The Canadian Space Agency (CSA) put up a team of scientists, headed by a Western University professor, and funded the respective researchers to conduct reliable Mars minerals research. CSA want the scientists to develop the necessary instruments and tools for better analyze mineral and rock structures on the Red Planet.
Western University’s Department of Earth Sciences and the Centre for Planetary Science and Exploration professor, Dr. Roberta Flemming, has been put in charge of the Mars minerals research, and the Canadian Space Agency funded her concept for a miniaturized in-situ X-ray diffractometer. The instrument would employ the technique of X-ray diffraction to establish rock’s mineralogy and its formation history.
NASA’s Curiosity currently uses the same method, but the rover’s instrument is crushing Mars rocks into a powder, “consuming power and rover’s time and also destroying critical information about the relationship between the minerals in the rock,” as a Western University report stated.
Mars Minerals Research, Now Funded by The Canadian Space Agency
Dr. Roberta Flemming acknowledged the need for a much better technology involving X-ray diffraction. Her in-situ X-ray diffractometer would be that instrument that would not turn Mars rocks in a powder, thus keeping intact the connection between the minerals in the rock. The Canadian Space Agency considered that the project is of a great significance of the future Mars minerals research.

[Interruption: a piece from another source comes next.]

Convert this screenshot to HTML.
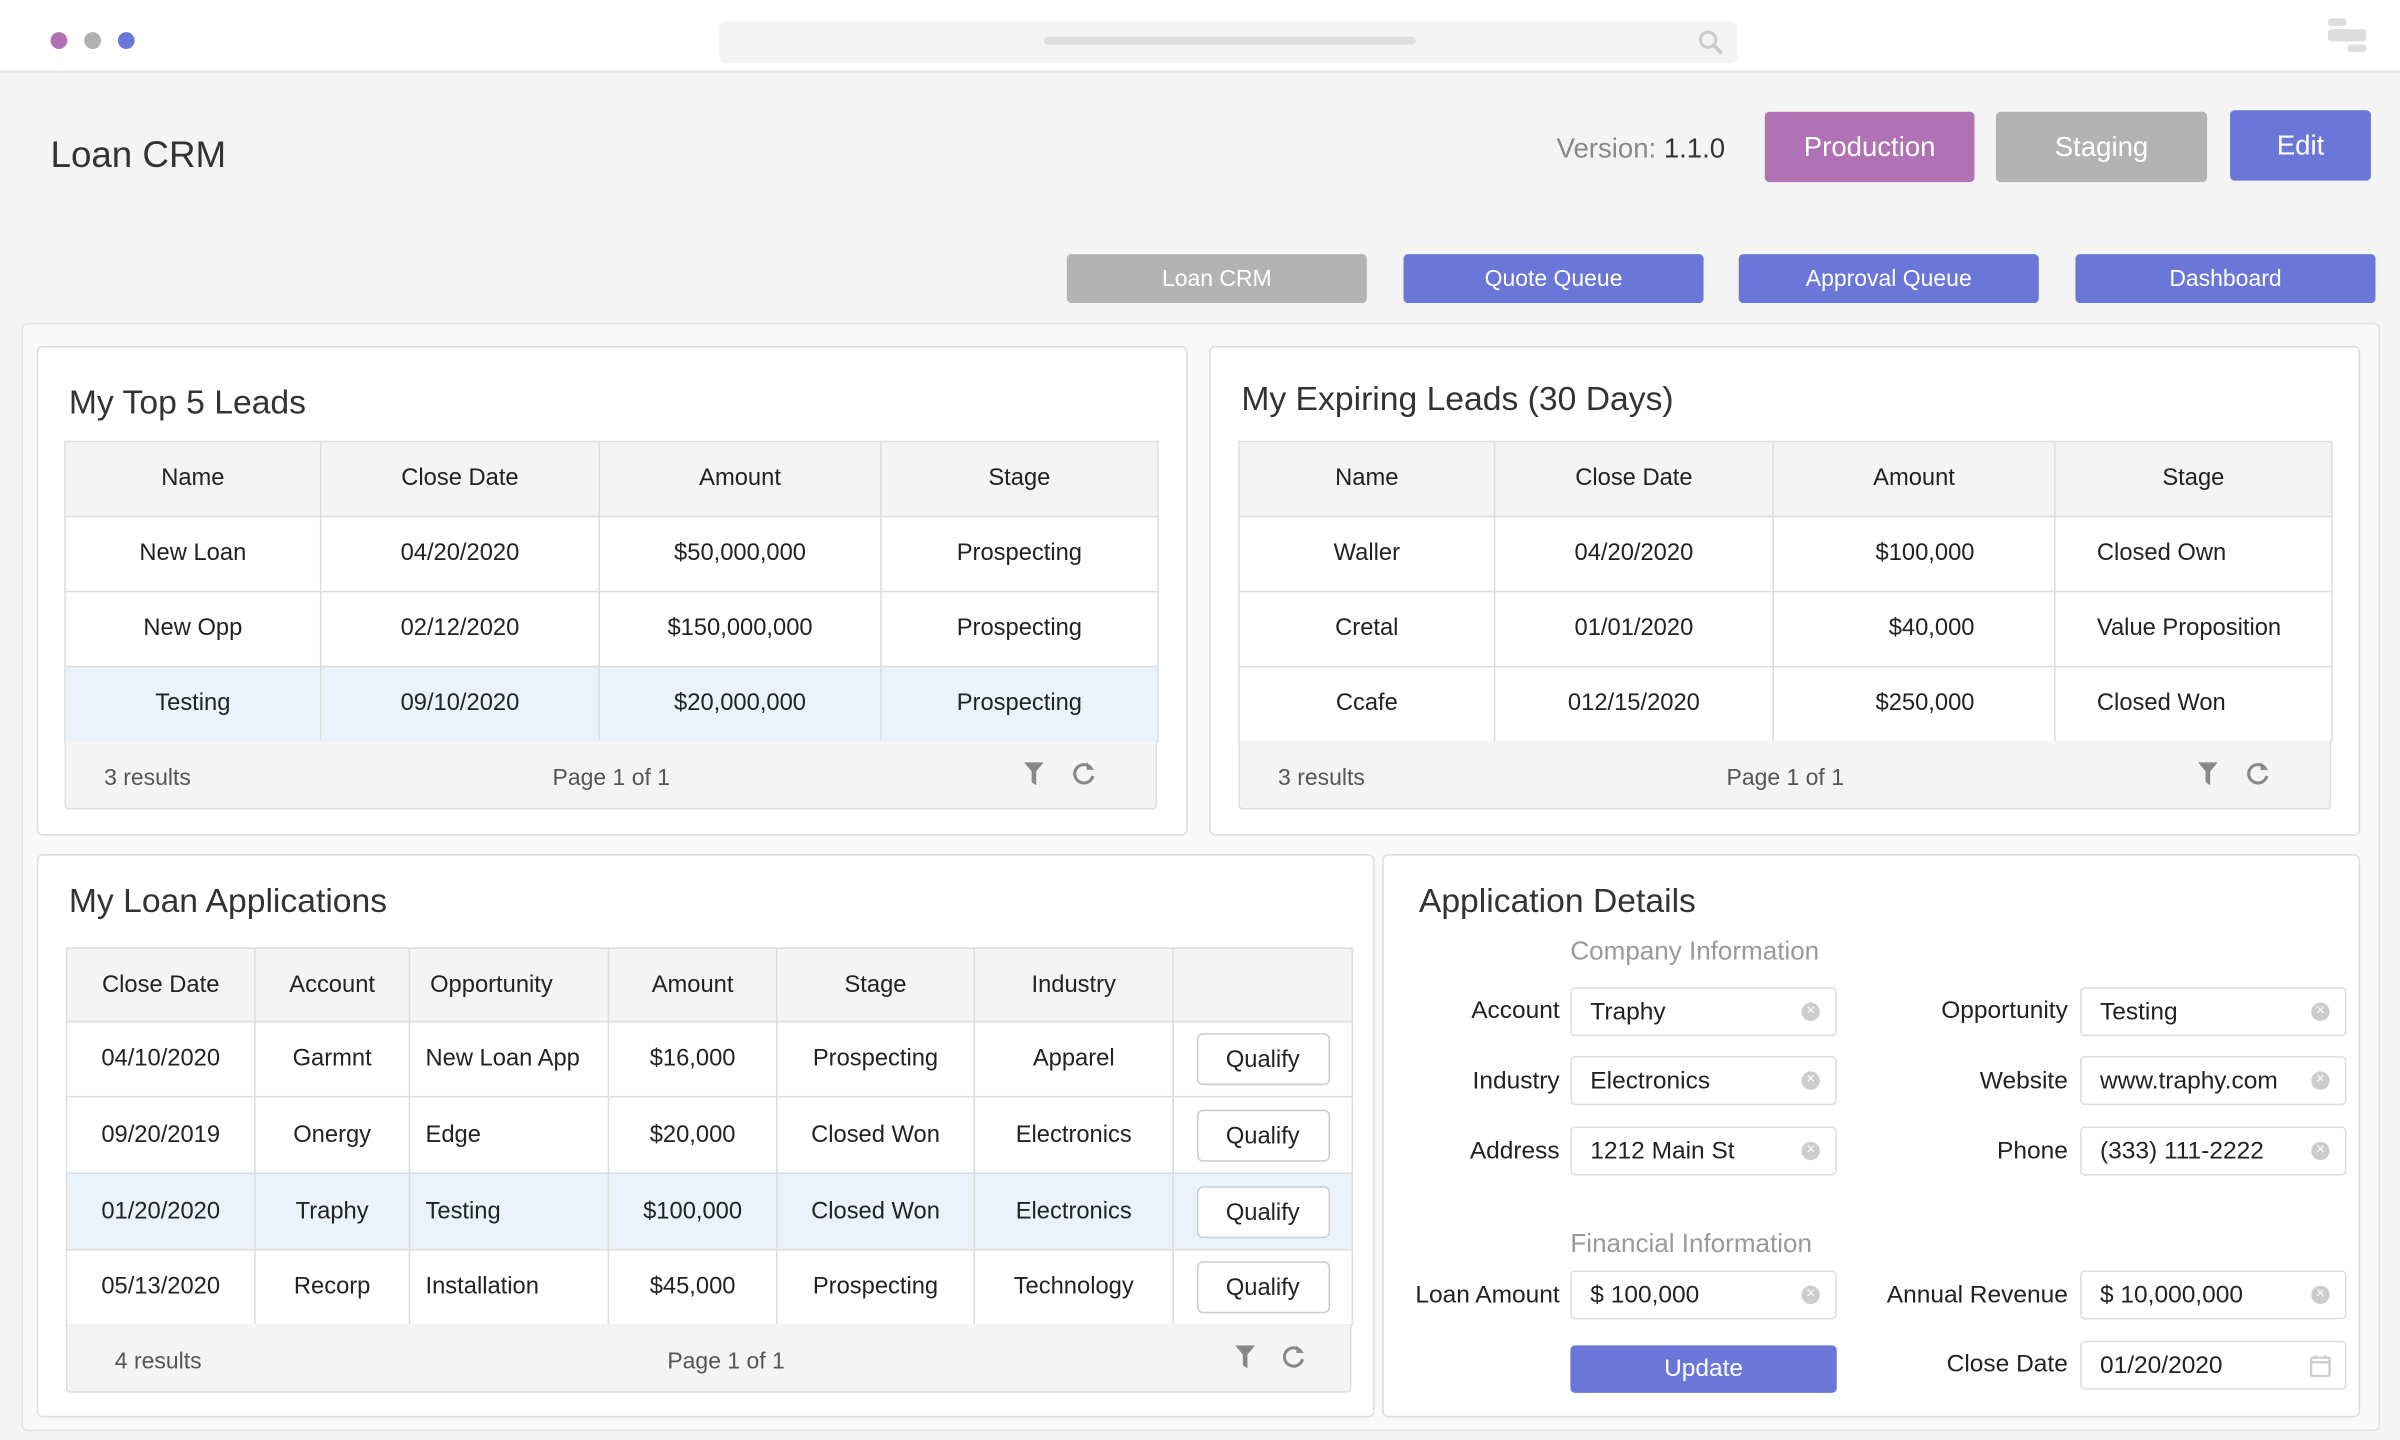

Therefore, CSA funded the research and put up a team of scientists from Western, Guelph University and Brock University to work on improved instruments to study the minerals of Mars rocks.
At first, the researchers would use rocks similar to those on the Red Planet, minerals common on Mars, and Martian meteorites to test the X-ray diffractometer. Currently, the Canadian Space Agency has no plans to send a version of that instrument on Mars during future missions to the Red Planet.